John Dayal, spokesman for the United Christian Forum for Human Rights launched in January to monitor anti-Christian violence emailed his group: “We would be ungrateful if we do not thank the Prime Minister for speaking up at last against hate crimes…We had been urging him to do (so) for the past six months, especially as we requested him when a delegation met him at his residence on Christmas Eve.

“Freedom of faith, as enunciated in the Hague documents [quoted by Prime Minister Modi in his address, from an interfaith conference held in 2008], is quite a part of the Indian Constitution.
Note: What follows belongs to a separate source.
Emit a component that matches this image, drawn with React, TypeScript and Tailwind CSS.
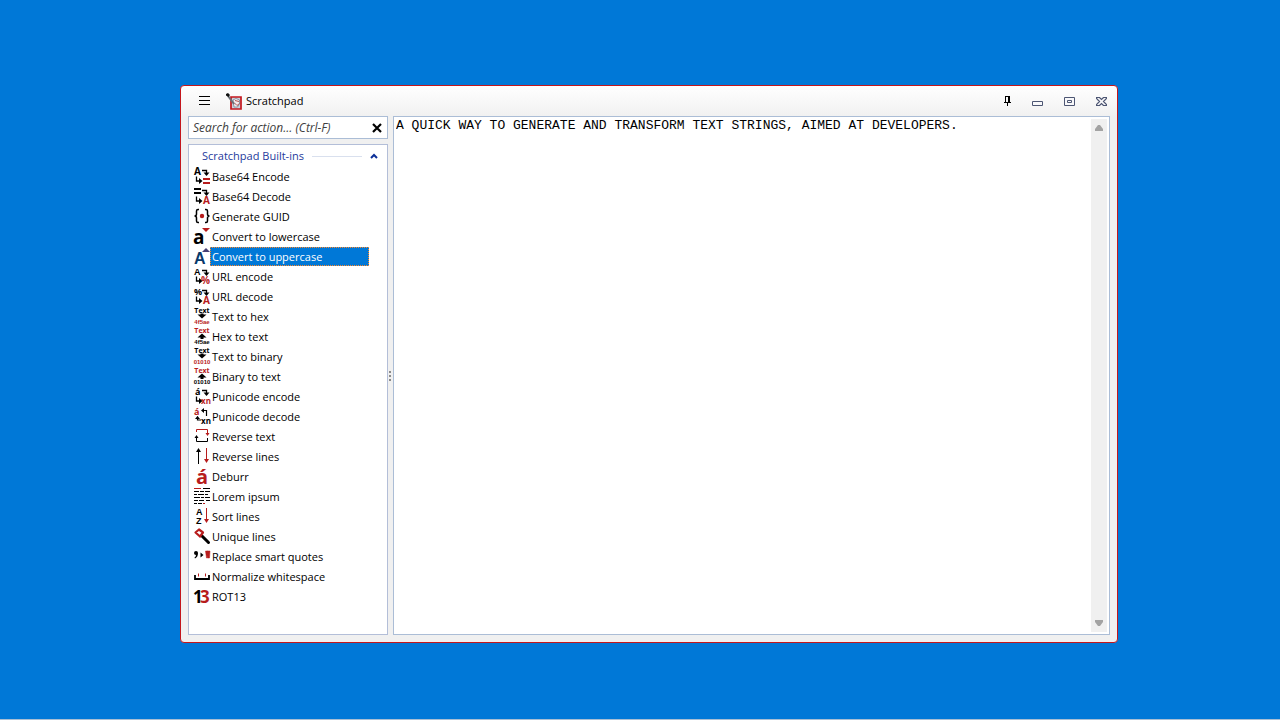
import { useState, type ReactNode } from "react";

const RED = "#b71c1c";
const INK = "#000000";

type GlyphProps = {
  x: number;
  y: number;
  size: number;
  color?: string;
  anchor?: "start" | "middle" | "end";
  compact?: boolean;
  children: string;
};

function Glyph({ x, y, size, color = INK, anchor = "start", compact = false, children }: GlyphProps) {
  return (
    <text
      x={x}
      y={y}
      fontSize={size}
      fill={color}
      textAnchor={anchor}
      fontWeight={700}
      className={compact ? "font-['Liberation_Sans',sans-serif]" : "font-['Open_Sans',sans-serif]"}
    >
      {children}
    </text>
  );
}

function ConvertArrows() {
  return (
    <g>
      <path d="M8 2.500h4.500v3" fill="none" stroke={INK} strokeWidth="1.300" />
      <path d="M9.500 4.500h6l-3 3.500z" fill={INK} />
      <path d="M2.500 8.500v4.500h3" fill="none" stroke={INK} strokeWidth="1.300" />
      <path d="M5 10v6l3.500-3z" fill={INK} />
    </g>
  );
}

function EqualsSign({ x, y, color }: { x: number; y: number; color: string }) {
  return <path d={`M${x} ${y}h7v2h-7zM${x} ${y + 4}h7v2h-7z`} fill={color} />;
}

function HexIcon({ up, code }: { up?: boolean; code: string }) {
  return (
    <g>
      <Glyph x={8} y={5} size={7} anchor="middle" color={up ? RED : INK}>Text</Glyph>
      <path d={up ? "M8 5.500l4.500 4h-3v1.500h-3v-1.500H3.500z" : "M6.500 5.500h3v1h3l-4.500 4-4.500-4h3z"} fill={INK} />
      <Glyph x={8} y={16} size={6} anchor="middle" compact color={up ? INK : RED}>{code}</Glyph>
    </g>
  );
}

type Action = { name: string; icon: ReactNode };

const actions: Action[] = [
  { name: "Base64 Encode", icon: <><Glyph x={0} y={7} size={10}>A</Glyph><ConvertArrows /><EqualsSign x={9} y={10} color={RED} /></> },
  { name: "Base64 Decode", icon: <><EqualsSign x={0} y={0} color={INK} /><ConvertArrows /><Glyph x={9} y={16} size={10} color={RED}>A</Glyph></> },
  {
    name: "Generate GUID",
    icon: (
      <>
        <path d="M5 1.500H4Q2.500 1.500 2.500 3v3Q2.500 8 .5 8q2 0 2 2v3q0 1.500 1.500 1.500h1M11 1.500h1q1.500 0 1.500 1.500v3q0 2 2 2-2 0-2 2v3q0 1.500-1.500 1.500h-1" fill="none" stroke={INK} strokeWidth="1.500" />
        <circle cx="8" cy="8" r="2.200" fill={RED} />
      </>
    ),
  },
  { name: "Convert to lowercase", icon: <><Glyph x={-1} y={16} size={19}>a</Glyph><path d="M8 0h8l-4 4z" fill={RED} /></> },
  { name: "Convert to uppercase", icon: <><Glyph x={0} y={16} size={16} compact color="#08396b">A</Glyph><path d="M8 4h8l-4-4z" fill="#454076" /></> },
  { name: "URL encode", icon: <><Glyph x={0} y={7} size={9} compact>A</Glyph><ConvertArrows /><Glyph x={7} y={16} size={10} color={RED}>%</Glyph></> },
  { name: "URL decode", icon: <><Glyph x={0} y={7} size={9}>%</Glyph><ConvertArrows /><Glyph x={9} y={16} size={10} color={RED}>A</Glyph></> },
  { name: "Text to hex", icon: <HexIcon code="4f5ae" /> },
  { name: "Hex to text", icon: <HexIcon up code="4f5ae" /> },
  { name: "Text to binary", icon: <HexIcon code="01010" /> },
  { name: "Binary to text", icon: <HexIcon up code="01010" /> },
  { name: "Punicode encode", icon: <><Glyph x={1} y={7} size={9}>á</Glyph><ConvertArrows /><Glyph x={7} y={16} size={8} color={RED}>xn</Glyph></> },
  {
    name: "Punicode decode",
    icon: (
      <>
        <Glyph x={0} y={7} size={9} color={RED}>á</Glyph>
        <path d="M12.500 8V2.500H9M3.500 8.500V12H7" fill="none" stroke={INK} strokeWidth="1.200" />
        <path d="M10 0v5L7 2.500zM1 11h5L3.500 8z" fill={INK} />
        <Glyph x={7} y={16} size={8}>xn</Glyph>
      </>
    ),
  },
  {
    name: "Reverse text",
    icon: (
      <>
        <path d="M2.500 4V1.500h11V6" fill="none" stroke={RED} />
        <path d="M11.500 5h4l-2 3z" fill={RED} />
        <path d="M2.500 9v4.500h11V10" fill="none" stroke={INK} />
        <path d="M.5 10h4l-2-3z" fill={INK} />
      </>
    ),
  },
  {
    name: "Reverse lines",
    icon: (
      <>
        <path d="M4.500 3v13" stroke={INK} />
        <path d="M2 4h5L4.500 0z" fill={INK} />
        <path d="M12.500 0v12" stroke={RED} />
        <path d="M10 11h5l-2.500 4z" fill={RED} />
      </>
    ),
  },
  { name: "Deburr", icon: <Glyph x={8} y={16} size={20} color={RED} anchor="middle">á</Glyph> },
  {
    name: "Lorem ipsum",
    icon: (
      <>
        <path d="M0 .5h7" stroke={RED} />
        <path d="M9 .5h7M0 3.500h5M6 3.500h4M11 3.500h5M0 6.500h3M4 6.500h6M11 6.500h3M0 9.500h6M7 9.500h3M11 9.500h5M0 12.500h4M5 12.500h5M12 12.500h4M0 15.500h3M4 15.500h4" stroke={INK} />
        <path d="M9 15.500h2" stroke={RED} />
      </>
    ),
  },
  {
    name: "Sort lines",
    icon: (
      <>
        <Glyph x={2} y={7} size={9} compact>A</Glyph>
        <Glyph x={2} y={16} size={9} compact>Z</Glyph>
        <path d="M12.500 0v12" stroke={RED} />
        <path d="M10 11h5l-2.500 4z" fill={RED} />
      </>
    ),
  },
  {
    name: "Unique lines",
    icon: (
      <>
        <path d="M8 8l6.500 6.500" stroke={INK} strokeWidth="3" strokeLinecap="round" />
        <path d="M1.500 4.500l3.500-3 4 3-3 4z" fill="#ffffff" stroke={RED} strokeWidth="2.200" strokeLinejoin="round" />
      </>
    ),
  },
  {
    name: "Replace smart quotes",
    icon: (
      <>
        <path d="M0 5a2 2 0 1 1 4 0Q4 9 1 10.500L.5 9.500Q2 8.500 2 7 0 7 0 5z" fill={INK} />
        <path d="M6.500 4.500v5l3-2.500z" fill={INK} />
        <path d="M11.500 3h2.500l-.3 7h-1.200zM13.500 3H16l-.5 7h-1.500z" fill={RED} stroke={RED} strokeWidth=".5" />
      </>
    ),
  },
  {
    name: "Normalize whitespace",
    icon: (
      <>
        <path d="M1 7v4h14V7" fill="none" stroke={INK} strokeWidth="1.800" />
        <path d="M4.500 5.500v3M11.500 5.500v3" stroke={RED} />
      </>
    ),
  },
  { name: "ROT13", icon: <><Glyph x={-1} y={15} size={17}>1</Glyph><Glyph x={6} y={15} size={17} color={RED}>3</Glyph></> },
];

function ScratchpadLogo() {
  return (
    <svg viewBox="0 0 16 16" className="h-4 w-4 shrink-0 overflow-visible" aria-hidden="true">
      <path d="M5 4h10v12H5z" fill="#cbd2da" stroke="#c4161c" strokeWidth="1.700" />
      <path d="M7 7l3-1.500 3.500 1.500v4l-2 3H8z" fill="#f4eeee" stroke="#65768a" strokeWidth=".7" />
      <path d="M9 7.500l4 1M8 9.500l3 3 2.500-2" fill="none" stroke="#b55353" />
      <path d="M2 3l6 8" stroke="#6b7178" strokeWidth="2" />
      <path d="M0 1l2-1 2 2-1.500 2L0 2.500z" fill="#111111" />
    </svg>
  );
}

function TitleBar() {
  return (
    <header className="flex h-[30px] shrink-0 items-center px-2">
      <button aria-label="Menu" className="flex h-6 w-8 items-center justify-center">
        <svg viewBox="0 0 12 10" className="h-[10px] w-3" aria-hidden="true">
          <path d="M0 .5h11M0 4.500h11M0 8.500h11" stroke="#000" />
        </svg>
      </button>
      <div className="ml-[5px] flex items-center gap-1">
        <ScratchpadLogo />
        <h1 className="text-[11px]">Scratchpad</h1>
      </div>
      <div className="ml-auto flex items-center">
        <button aria-label="Keep on top" className="flex h-6 w-7 items-center justify-center">
          <svg viewBox="0 0 8 10" className="h-[10px] w-2" aria-hidden="true">
            <path d="M2 0h5v6h1v1H5v3H4V7H1V6h1zM3 1v5h2V1z" fill="#000" fillRule="evenodd" />
          </svg>
        </button>
        <button aria-label="Minimize" className="flex h-6 w-8 items-center justify-center">
          <svg viewBox="0 0 11 9" className="h-[9px] w-[11px]" aria-hidden="true">
            <path d="M.5 4.500h10v4H.5z" fill="#f8f8fa" stroke="#4d5673" />
          </svg>
        </button>
        <button aria-label="Maximize" className="flex h-6 w-8 items-center justify-center">
          <svg viewBox="0 0 11 9" className="h-[9px] w-[11px]" aria-hidden="true">
            <path d="M.5 .5h10v8H.5zM3.500 3.500h4v2h-4z" fill="#f8f8fa" stroke="#4d5673" />
          </svg>
        </button>
        <button aria-label="Close" className="-mr-2 flex h-6 w-8 items-center justify-center">
          <svg viewBox="0 0 11 9" className="h-[9px] w-[11px]" aria-hidden="true">
            <path d="M.5 .5h3l2 2 2-2h3v1l-3 3 3 3v1h-3l-2-2-2 2h-3v-1l3-3-3-3z" fill="#f8f8fa" stroke="#4d5673" strokeWidth="1.200" />
          </svg>
        </button>
      </div>
    </header>
  );
}

function ActionRow({ action, selected, onSelect }: { action: Action; selected: boolean; onSelect: () => void }) {
  return (
    <li>
      <button onClick={onSelect} aria-pressed={selected} className="flex h-5 w-full items-center text-left">
        <svg viewBox="0 0 16 16" className="h-4 w-4 shrink-0 overflow-visible" aria-hidden="true">
          {action.icon}
        </svg>
        <span
          className={
            selected
              ? "h-[19px] flex-1 border border-dotted border-[#ff8728] bg-[#0078d7] pl-px leading-[17px] text-white"
              : "h-[19px] flex-1 border border-transparent pl-px leading-[17px]"
          }
        >
          {action.name}
        </span>
      </button>
    </li>
  );
}

function Sidebar() {
  const [query, setQuery] = useState("");
  const [selected, setSelected] = useState("Convert to uppercase");
  const visible = actions.filter((a) => a.name.toLowerCase().includes(query.toLowerCase()));

  return (
    <aside className="flex w-[200px] shrink-0 flex-col gap-[5px]">
      <div className="flex h-[23px] shrink-0 items-center border border-[#abbdd6] bg-white">
        <input
          type="text"
          aria-label="Search for action"
          placeholder="Search for action... (Ctrl-F)"
          value={query}
          onChange={(e) => setQuery(e.target.value)}
          className="h-full min-w-0 flex-1 pl-1 text-[12px] italic outline-none placeholder:text-[#404040]"
        />
        <button aria-label="Clear search" onClick={() => setQuery("")} className="flex h-full w-5 items-center justify-center">
          <svg viewBox="0 0 10 10" className="h-[10px] w-[10px]" aria-hidden="true">
            <path d="M1 1l8 8M9 1l-8 8" stroke="#000" strokeWidth="2.200" />
          </svg>
        </button>
      </div>
      <nav className="flex-1 border border-[#b3bed8] bg-white pt-px pr-[18px] pb-1 pl-[5px] text-[11px]">
        <button className="flex h-5 w-[187px] items-center pl-2 text-[#1e3a9c]">
          <span>Scratchpad Built-ins</span>
          <span className="ml-2 h-px flex-1 bg-[#d9e0ee]" />
          <svg viewBox="0 0 8 6" className="mr-[3px] ml-2 h-[6px] w-2" aria-hidden="true">
            <path d="M1 5l3-3 3 3" fill="none" stroke="#0c2f98" strokeWidth="2" />
          </svg>
        </button>
        <ul>
          {visible.map((action) => (
            <ActionRow key={action.name} action={action} selected={action.name === selected} onSelect={() => setSelected(action.name)} />
          ))}
        </ul>
      </nav>
    </aside>
  );
}

function Editor() {
  const [text, setText] = useState("A QUICK WAY TO GENERATE AND TRANSFORM TEXT STRINGS, AIMED AT DEVELOPERS.");
  return (
    <main className="flex min-w-0 flex-1 border border-[#abbdd6] bg-white p-0.5">
      <textarea
        aria-label="Text"
        spellCheck={false}
        value={text}
        onChange={(e) => setText(e.target.value)}
        className="min-w-0 flex-1 resize-none overflow-hidden font-['Liberation_Mono',monospace] text-[13px] leading-[13px] text-black outline-none"
      />
      <div className="flex w-4 shrink-0 flex-col justify-between bg-[#f0f0f0]">
        <button aria-label="Scroll up" className="flex h-[18px] items-center justify-center">
          <svg viewBox="0 0 10 6" className="h-[6px] w-[10px]" aria-hidden="true"><path d="M1 6V4l3-4h2l3 4v2z" fill="#a3a3a3" /></svg>
        </button>
        <button aria-label="Scroll down" className="flex h-[18px] items-center justify-center">
          <svg viewBox="0 0 10 6" className="h-[6px] w-[10px]" aria-hidden="true"><path d="M1 0v2l3 4h2l3-4V0z" fill="#a3a3a3" /></svg>
        </button>
      </div>
    </main>
  );
}

export default function App() {
  return (
    <div className="flex min-h-screen flex-col border-b border-[#a9bfd4] bg-[#0078d7] pt-[85px] pr-[162px] pb-[76px] pl-[180px] font-['Open_Sans',sans-serif] text-[12px] text-black">
      <div className="flex flex-1 flex-col rounded-[4px] border border-[#c4161c] bg-[#f0f0f0] bg-linear-to-b from-white from-0% to-[#f0f0f0] to-[32px]">
        <TitleBar />
        <div className="flex flex-1 px-[7px] pb-[7px]">
          <Sidebar />
          <div className="flex w-[5px] shrink-0 flex-col items-start justify-center gap-[2px] pl-px" role="separator" aria-orientation="vertical">
            <span className="h-[2px] w-[2px] bg-[#8b8b8b]" />
            <span className="h-[2px] w-[2px] bg-[#8b8b8b]" />
            <span className="h-[2px] w-[2px] bg-[#8b8b8b]" />
          </div>
          <Editor />
        </div>
      </div>
    </div>
  );
}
There has been much tragedy and human suffering because the constitutional guarantees have not been fully practiced. And because political groups have enjoyed immunity and government patronage and protection,” pointed out Dayal.

“We are happy that he did not call for a ‘ten-year moratorium’ [i.e. suspension of communal or religious violence… Modi had declared such a moratorium in his first Independence Day address on Aug 15, 2014].” Dayal continued: “The future will tell if groups professing religious nationalism have heard him…And if state governments and their police forces will act against hate crimes and hatemongers.”

Meanwhile Pramod Singh, President of the Christian Legal Association of India urged: “The statement made by the PM should be welcomed and acknowledged by us wholeheartedly. We should be thankful to God for whatever or whoever has prompted making of this statement. …In the fitness of things we should mark the words and remind the concerned of these words if, God forbid, such a situation arises in future.”